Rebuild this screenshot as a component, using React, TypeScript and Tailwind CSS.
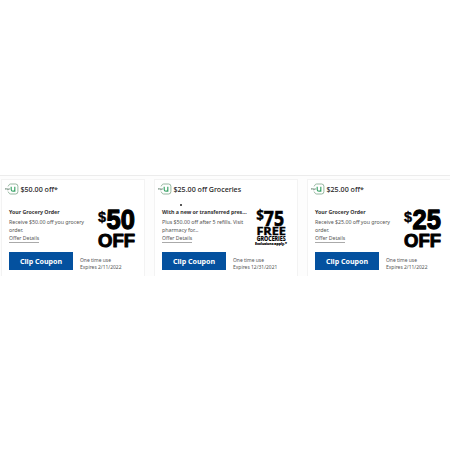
type Offer = {
  title: string;
  heading: string;
  lines: string[];
  expires: string;
  art: 'fifty' | 'seventyFive' | 'twentyFive';
};

const offers: Offer[] = [
  {
    title: '$50.00 off*',
    heading: 'Your Grocery Order',
    lines: ['Receive $50.00 off you grocery', 'order.'],
    expires: 'Expires 2/11/2022',
    art: 'fifty',
  },
  {
    title: '$25.00 off Groceries',
    heading: 'With a new or transferred pres...',
    lines: ['Plus $50.00 off after 5 refills. Visit', 'pharmacy for...'],
    expires: 'Expires 12/31/2021',
    art: 'seventyFive',
  },
  {
    title: '$25.00 off*',
    heading: 'Your Grocery Order',
    lines: ['Receive $25.00 off you grocery', 'order.'],
    expires: 'Expires 2/11/2022',
    art: 'twentyFive',
  },
];

function ForULogo() {
  return (
    <svg className="h-3 w-[14px] shrink-0" viewBox="0 0 14 12" fill="none">
      <path
        d="M3.1 3.4 L4.2 1.7 Q4.7 1 5.6 1 H10.6 Q12.9 1 12.9 3.4 V8.6 Q12.9 11 10.6 11 H5.6 Q4.7 11 4.2 10.3 L3.1 8.6"
        stroke="#6a9a78"
        strokeWidth="0.7"
      />
      <path d="M0.3 5.7h1.5M0.8 5v2M2.3 5.7h1v1.2h-1zM4 7V5.7h0.8" stroke="#4b6f58" strokeWidth="0.5" />
      <path d="M6.2 3.8V6.4Q6.2 8.2 8 8.2T9.8 6.4M9.8 3.8V8.7" stroke="#3da56a" strokeWidth="1.2" />
    </svg>
  );
}

function BigOff({ amount }: { amount: string }) {
  return (
    <svg
      className="h-[42px] w-[40px] overflow-visible"
      viewBox="0 0 40 42"
      fill="#000"
      stroke="#000"
      strokeLinejoin="round"
      fontFamily="'Liberation Sans', Arial, sans-serif"
      fontWeight="700"
    >
      <text x="1" y="14.6" fontSize="15" strokeWidth="0.4" textLength="8" lengthAdjust="spacingAndGlyphs">$</text>
      <text x="9.5" y="22.2" fontSize="28" strokeWidth="1.3" textLength="28.3" lengthAdjust="spacingAndGlyphs">{amount}</text>
      <text x="1.1" y="40" fontSize="18.7" strokeWidth="1" textLength="37" lengthAdjust="spacingAndGlyphs">OFF</text>
    </svg>
  );
}

function FreeGroceries() {
  return (
    <svg
      className="h-[42px] w-[34px] overflow-visible"
      viewBox="0 0 34 42"
      fill="#000"
      stroke="#000"
      fontFamily="'Open Sans', 'Noto Sans', sans-serif"
      fontWeight="700"
    >
      <text x="1.3" y="13" fontSize="14" strokeWidth="0.3" textLength="7.7" lengthAdjust="spacingAndGlyphs">$</text>
      <text x="8.8" y="18.8" fontSize="22" strokeWidth="0.7" textLength="20.2" lengthAdjust="spacingAndGlyphs">75</text>
      <text x="1.4" y="27.8" fontSize="11.2" strokeWidth="0.4" textLength="29.5" lengthAdjust="spacingAndGlyphs">FREE</text>
      <text x="1.8" y="33.7" fontSize="6.5" strokeWidth="0.2" textLength="28.9" lengthAdjust="spacingAndGlyphs">GROCERIES</text>
      <text x="0" y="37.9" fontSize="4.1" strokeWidth="0.2" textLength="32" lengthAdjust="spacingAndGlyphs">Exclusions apply.*</text>
    </svg>
  );
}

function CouponCard({ offer }: { offer: Offer }) {
  return (
    <article className="relative h-[98px] w-[144px] shrink-0 border-x border-t border-[#f3f3f3] bg-white pl-[7px] pt-[3px]">
      <header className="-ml-1 flex h-3 items-center gap-[1.5px]">
        <ForULogo />
        <h2 className="whitespace-nowrap text-[7.1px] font-medium leading-3 text-[#222]">{offer.title}</h2>
      </header>
      <div className="flex h-[57px] pt-[12px]">
        <div className="w-[88px] shrink-0 whitespace-nowrap pt-px text-[#555]">
          <h3 className="h-[10px] text-[5.3px] font-bold leading-[8px] tracking-[-0.02px] text-[#333]">{offer.heading}</h3>
          {offer.lines.map((line) => (
            <p key={line} className="text-[5.3px] leading-[8px] tracking-[-0.03px]">{line}</p>
          ))}
          <a className="block h-[9px] w-fit border-b border-[#aaa] text-[5.1px] leading-[8px]">Offer Details</a>
        </div>
        <div className={offer.art === 'seventyFive' ? 'ml-[5px]' : ''}>
          {offer.art === 'seventyFive' ? <FreeGroceries /> : <BigOff amount={offer.art === 'fifty' ? '50' : '25'} />}
        </div>
      </div>
      <footer className="flex gap-[7px]">
        <button className="h-[18px] w-16 shrink-0 bg-[#04519f] text-[7.1px] font-bold leading-[18px] text-white">
          Clip Coupon
        </button>
        <div className="whitespace-nowrap pt-[4.5px] text-[4.95px] leading-[7px] text-[#555]">
          <p>One time use</p>
          <p>{offer.expires}</p>
        </div>
      </footer>
      {offer.art === 'seventyFive' && <i className="absolute left-[25px] top-[24px] size-[1.5px] rounded-full bg-[#222]" />}
    </article>
  );
}

export default function App() {
  return (
    <main className="h-[450px] w-[450px] overflow-hidden bg-white pt-[175px] font-['Noto_Sans','Open_Sans',sans-serif]">
      <section className="h-[101px] overflow-hidden border-t border-[#ececec] bg-[#fdfdfd] pl-px pt-[3px]">
        <div className="flex gap-[9px]">
          {offers.map((offer) => (
            <CouponCard key={offer.art} offer={offer} />
          ))}
        </div>
      </section>
    </main>
  );
}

======

## Task to complete:
Do not copy the pictures, but repeat every line exactly.

## Exercise answer:
Rebuild this screenshot as a component, using React, TypeScript and Tailwind CSS.
type Offer = {
  title: string;
  heading: string;
  lines: string[];
  expires: string;
  art: 'fifty' | 'seventyFive' | 'twentyFive';
};

const offers: Offer[] = [
  {
    title: '$50.00 off*',
    heading: 'Your Grocery Order',
    lines: ['Receive $50.00 off you grocery', 'order.'],
    expires: 'Expires 2/11/2022',
    art: 'fifty',
  },
  {
    title: '$25.00 off Groceries',
    heading: 'With a new or transferred pres...',
    lines: ['Plus $50.00 off after 5 refills. Visit', 'pharmacy for...'],
    expires: 'Expires 12/31/2021',
    art: 'seventyFive',
  },
  {
    title: '$25.00 off*',
    heading: 'Your Grocery Order',
    lines: ['Receive $25.00 off you grocery', 'order.'],
    expires: 'Expires 2/11/2022',
    art: 'twentyFive',
  },
];

function ForULogo() {
  return (
    <svg className="h-3 w-[14px] shrink-0" viewBox="0 0 14 12" fill="none">
      <path
        d="M3.1 3.4 L4.2 1.7 Q4.7 1 5.6 1 H10.6 Q12.9 1 12.9 3.4 V8.6 Q12.9 11 10.6 11 H5.6 Q4.7 11 4.2 10.3 L3.1 8.6"
        stroke="#6a9a78"
        strokeWidth="0.7"
      />
      <path d="M0.3 5.7h1.5M0.8 5v2M2.3 5.7h1v1.2h-1zM4 7V5.7h0.8" stroke="#4b6f58" strokeWidth="0.5" />
      <path d="M6.2 3.8V6.4Q6.2 8.2 8 8.2T9.8 6.4M9.8 3.8V8.7" stroke="#3da56a" strokeWidth="1.2" />
    </svg>
  );
}

function BigOff({ amount }: { amount: string }) {
  return (
    <svg
      className="h-[42px] w-[40px] overflow-visible"
      viewBox="0 0 40 42"
      fill="#000"
      stroke="#000"
      strokeLinejoin="round"
      fontFamily="'Liberation Sans', Arial, sans-serif"
      fontWeight="700"
    >
      <text x="1" y="14.6" fontSize="15" strokeWidth="0.4" textLength="8" lengthAdjust="spacingAndGlyphs">$</text>
      <text x="9.5" y="22.2" fontSize="28" strokeWidth="1.3" textLength="28.3" lengthAdjust="spacingAndGlyphs">{amount}</text>
      <text x="1.1" y="40" fontSize="18.7" strokeWidth="1" textLength="37" lengthAdjust="spacingAndGlyphs">OFF</text>
    </svg>
  );
}

function FreeGroceries() {
  return (
    <svg
      className="h-[42px] w-[34px] overflow-visible"
      viewBox="0 0 34 42"
      fill="#000"
      stroke="#000"
      fontFamily="'Open Sans', 'Noto Sans', sans-serif"
      fontWeight="700"
    >
      <text x="1.3" y="13" fontSize="14" strokeWidth="0.3" textLength="7.7" lengthAdjust="spacingAndGlyphs">$</text>
      <text x="8.8" y="18.8" fontSize="22" strokeWidth="0.7" textLength="20.2" lengthAdjust="spacingAndGlyphs">75</text>
      <text x="1.4" y="27.8" fontSize="11.2" strokeWidth="0.4" textLength="29.5" lengthAdjust="spacingAndGlyphs">FREE</text>
      <text x="1.8" y="33.7" fontSize="6.5" strokeWidth="0.2" textLength="28.9" lengthAdjust="spacingAndGlyphs">GROCERIES</text>
      <text x="0" y="37.9" fontSize="4.1" strokeWidth="0.2" textLength="32" lengthAdjust="spacingAndGlyphs">Exclusions apply.*</text>
    </svg>
  );
}

function CouponCard({ offer }: { offer: Offer }) {
  return (
    <article className="relative h-[98px] w-[144px] shrink-0 border-x border-t border-[#f3f3f3] bg-white pl-[7px] pt-[3px]">
      <header className="-ml-1 flex h-3 items-center gap-[1.5px]">
        <ForULogo />
        <h2 className="whitespace-nowrap text-[7.1px] font-medium leading-3 text-[#222]">{offer.title}</h2>
      </header>
      <div className="flex h-[57px] pt-[12px]">
        <div className="w-[88px] shrink-0 whitespace-nowrap pt-px text-[#555]">
          <h3 className="h-[10px] text-[5.3px] font-bold leading-[8px] tracking-[-0.02px] text-[#333]">{offer.heading}</h3>
          {offer.lines.map((line) => (
            <p key={line} className="text-[5.3px] leading-[8px] tracking-[-0.03px]">{line}</p>
          ))}
          <a className="block h-[9px] w-fit border-b border-[#aaa] text-[5.1px] leading-[8px]">Offer Details</a>
        </div>
        <div className={offer.art === 'seventyFive' ? 'ml-[5px]' : ''}>
          {offer.art === 'seventyFive' ? <FreeGroceries /> : <BigOff amount={offer.art === 'fifty' ? '50' : '25'} />}
        </div>
      </div>
      <footer className="flex gap-[7px]">
        <button className="h-[18px] w-16 shrink-0 bg-[#04519f] text-[7.1px] font-bold leading-[18px] text-white">
          Clip Coupon
        </button>
        <div className="whitespace-nowrap pt-[4.5px] text-[4.95px] leading-[7px] text-[#555]">
          <p>One time use</p>
          <p>{offer.expires}</p>
        </div>
      </footer>
      {offer.art === 'seventyFive' && <i className="absolute left-[25px] top-[24px] size-[1.5px] rounded-full bg-[#222]" />}
    </article>
  );
}

export default function App() {
  return (
    <main className="h-[450px] w-[450px] overflow-hidden bg-white pt-[175px] font-['Noto_Sans','Open_Sans',sans-serif]">
      <section className="h-[101px] overflow-hidden border-t border-[#ececec] bg-[#fdfdfd] pl-px pt-[3px]">
        <div className="flex gap-[9px]">
          {offers.map((offer) => (
            <CouponCard key={offer.art} offer={offer} />
          ))}
        </div>
      </section>
    </main>
  );
}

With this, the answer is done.